In many cultures, spending several minutes discussing family, health, or weekend activities is not inefficient. It is trust-building.

Whether it is discussing soccer before the meeting begins or immediately opening the first slide deck, those opening moments signal how relationships are built and ultimately shape how work gets done.

Why This Matters More Than Ever

This topic is becoming increasingly important as organizations:

  • Expand globally
  • Implement AI
  • Centralize planning functions
  • Standardize processes
  • Accelerate decision-making expectations

The more companies attempt to create globally integrated processes, the more cultural complexity becomes visible.

Ironically, many organizations respond by tightening process control even further.

But forcing alignment without understanding how trust is built often creates resistance rather than collaboration.

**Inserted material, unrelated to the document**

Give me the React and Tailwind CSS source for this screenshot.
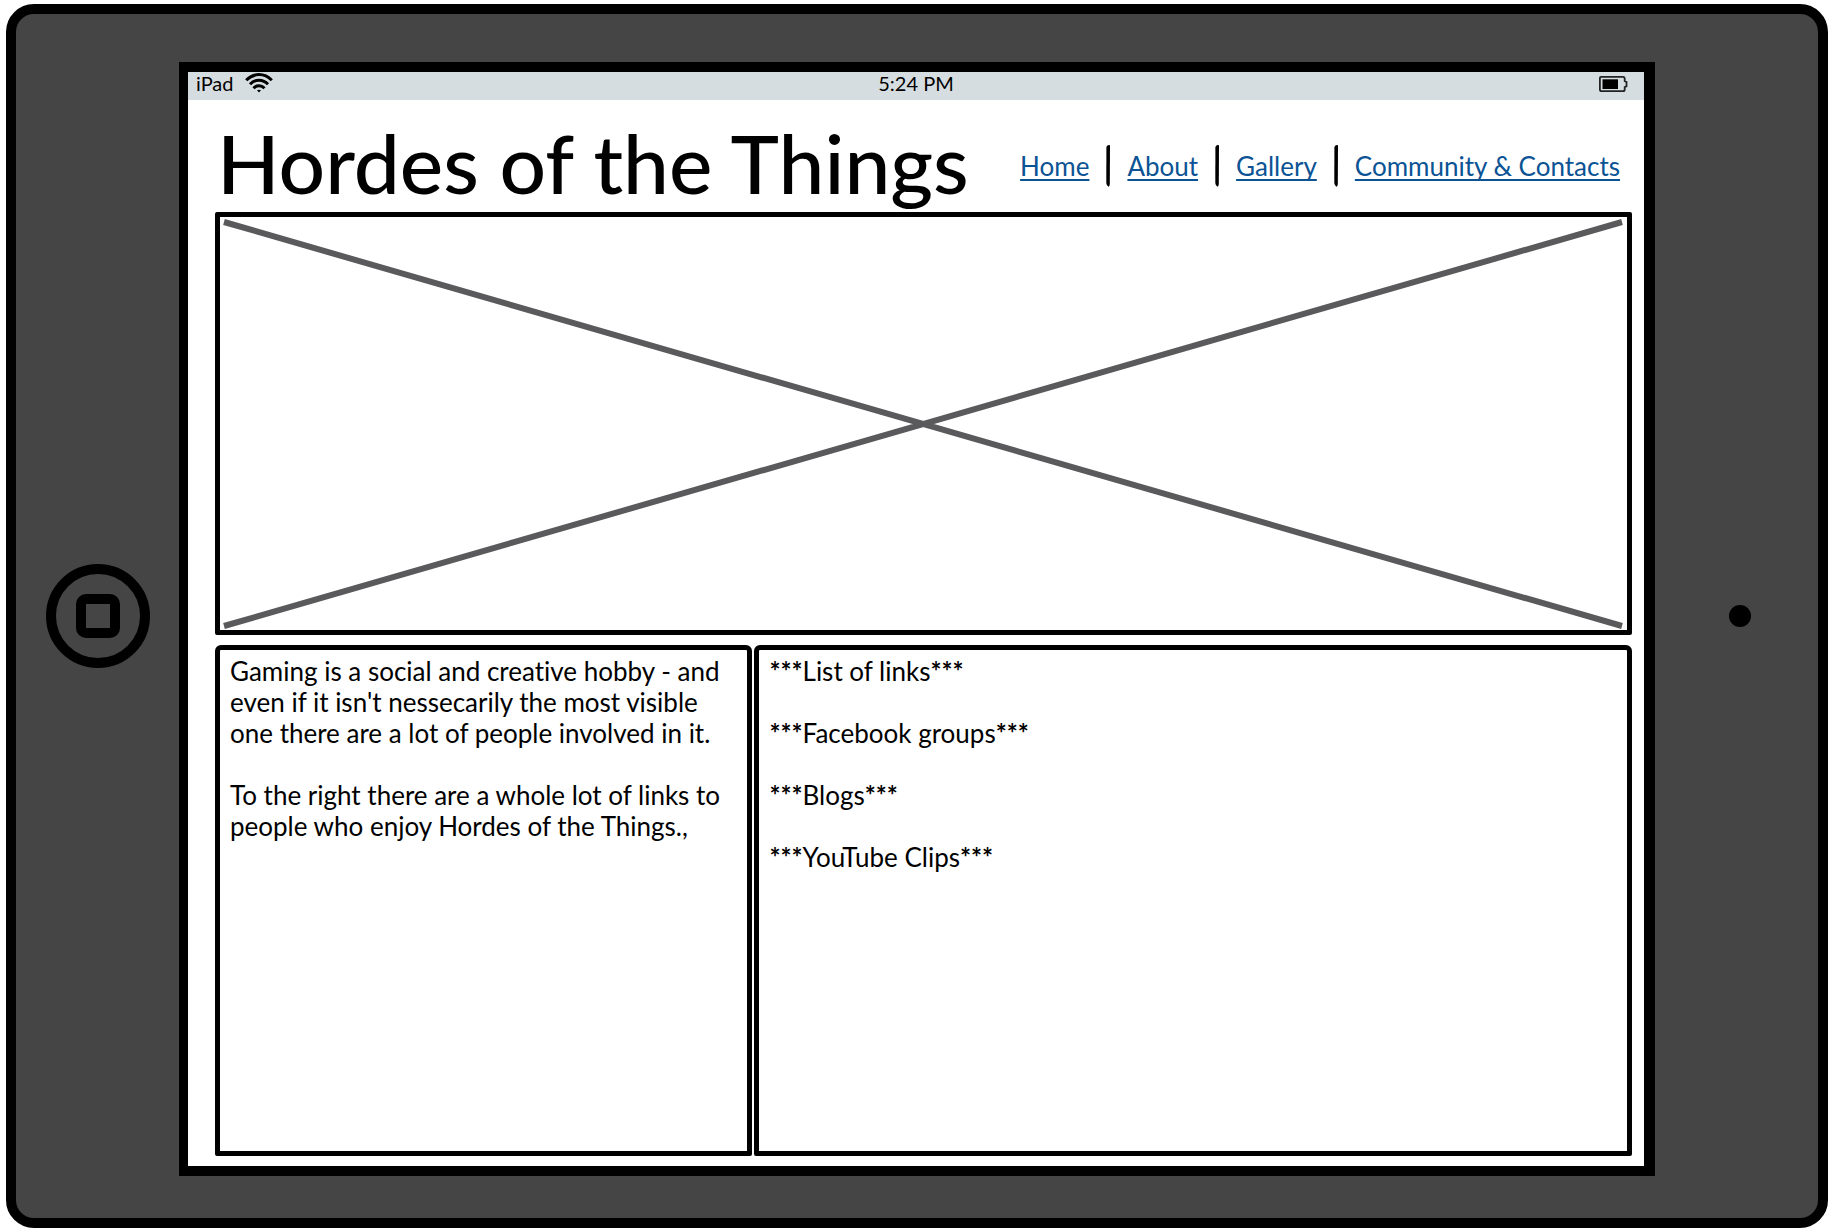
const links = ["Home", "About", "Gallery", "Community & Contacts"];
const sections = ["List of links", "Facebook groups", "Blogs", "YouTube Clips"];

function WifiIcon() {
  return (
    <svg aria-hidden="true" viewBox="0 0 28 20" className="h-5 w-7" fill="none" stroke="#000" strokeWidth="3" strokeLinecap="butt">
      <path d="M1.200 7.300C8.500-.3 19.500-.3 26.800 7.300" />
      <path d="M5 11.200C10 5.800 18 5.800 23 11.200" />
      <path d="M8.500 15.200C11.500 12 16.500 12 19.500 15.200" />
      <path d="M12 17.300Q14 16 16 17.300L14 19.600Z" fill="#000" stroke="none" />
    </svg>
  );
}

function BatteryIcon() {
  return (
    <svg aria-hidden="true" viewBox="0 0 30 18" className="h-[18px] w-[30px]" fill="none" stroke="#222" strokeWidth="1.8">
      <path d="M2.500 1.900H25Q26.700 1.900 26.700 4V6.200L28.500 6.800V11.300L26.700 12V14.500Q26.700 16.200 25 16.200H3.500Q1.900 16.200 1.900 14.500V3Q1.900 1.900 3 1.900Z" />
      <path d="M4.500 4.300H20V14H4.500Z" fill="#000" stroke="none" />
    </svg>
  );
}

function Separator() {
  return (
    <svg aria-hidden="true" viewBox="0 0 4 42" className="h-[42px] w-1 shrink-0">
      <path d="M.4 2Q1.500-.5 4 .3L3.800 39Q3.600 41.500 2.400 41.800Q.6 41 .3 38Z" />
    </svg>
  );
}

function Panel({ children }) {
  return (
    <section className="rounded-t-md rounded-b-xs border-5 border-black px-2.5 py-1.5 text-[26px] leading-[31px]">
      {children}
    </section>
  );
}

export default function App() {
  return (
    <div className="flex min-h-screen bg-white pt-1 pr-1 pb-1 pl-1.5 font-[Lato,sans-serif] text-black [font-variant-ligatures:none]">
      <div className="grid flex-1 grid-cols-[163px_1fr_163px] rounded-[28px] border-10 border-black bg-[#454545]">
        <div className="flex items-center justify-center">
          <button aria-label="Home button" className="flex size-[104px] items-center justify-center rounded-full border-10 border-black">
            <span className="size-11 rounded-[10px] border-10 border-black" />
          </button>
        </div>

        <div className="mt-12 mb-[42px] flex min-w-0 flex-col border-y-10 border-r-11 border-l-9 border-black bg-white">
          <header className="grid h-7 grid-cols-3 items-center bg-[#d6dde0] px-2 text-xl leading-5">
            <div className="flex items-center gap-3 pb-1.5">
              iPad <WifiIcon />
            </div>
            <time className="pb-1.5 text-center">5:24 PM</time>
            <div className="flex justify-end pr-2 pb-1">
              <BatteryIcon />
            </div>
          </header>

          <main className="flex flex-1 flex-col pt-[18px] pr-3 pb-2.5 pl-[27px]">
            <div className="mb-1.5 flex items-center justify-between pr-3 pl-0.5">
              <h1 className="text-[82px] leading-[88px] font-medium whitespace-nowrap">Hordes of the Things</h1>
              <nav className="flex items-center gap-[17px] pt-2 text-[26px] leading-[31px] whitespace-nowrap text-[#0b5394]">
                {links.map((label, i) => (
                  <div key={label} className="contents">
                    {i > 0 && <Separator />}
                    <a href="#" className="underline decoration-2 underline-offset-3 [text-decoration-skip-ink:none]">{label}</a>
                  </div>
                ))}
              </nav>
            </div>

            <div role="img" aria-label="Image placeholder" className="aspect-[1417/423] rounded-xs border-5 border-black p-1">
              <svg viewBox="0 0 1399 405" preserveAspectRatio="none" className="block size-full overflow-visible" stroke="#5a5a5c" strokeWidth="6">
                <path d="M0 1L1398 405M0 405L1398 1" />
              </svg>
            </div>

            <div className="mt-2.5 grid flex-1 grid-cols-[537fr_877fr] gap-0.5">
              <Panel>
                <p>Gaming is a social and creative hobby - and even if it isn't nessecarily the most visible one there are a lot of people involved in it.</p>
                <p className="mt-[31px]">To the right there are a whole lot of links to people who enjoy Hordes of the Things.,</p>
              </Panel>
              <Panel>
                <ul className="flex flex-col gap-[31px]">
                  {sections.map((name) => (
                    <li key={name}><b>***</b>{name}<b>***</b></li>
                  ))}
                </ul>
              </Panel>
            </div>
          </main>
        </div>

        <div className="flex items-center justify-center pl-1.5">
          <div className="size-[22px] rounded-full bg-black" />
        </div>
      </div>
    </div>
  );
}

You cannot standardize human behavior the same way you standardize KPIs. The strongest global organizations do not ignore these differences. They recognize them, understand them, and design processes that allow different styles of trust-building and collaboration to coexist effectively.

Final Thoughts

One of the biggest mistakes organizations make is assuming that mature processes are purely operational or technical achievements.

They are not.

At their core, mature processes are social systems. They require people to share information openly and challenge assumptions constructively. They are about commitment to making decisions together and navigating uncertainty collaboratively. And none of that happens without trust.

The irony is that trust is rarely listed on process maps, maturity models, or implementation plans. Yet it influences every single one of them.

Perhaps the better question for organizations is not simply:

Do we have the right process?”

But rather:

“Do we understand how trust is built inside our global teams?”

Because that answer often determines whether the process succeeds or quietly struggles beneath the surface.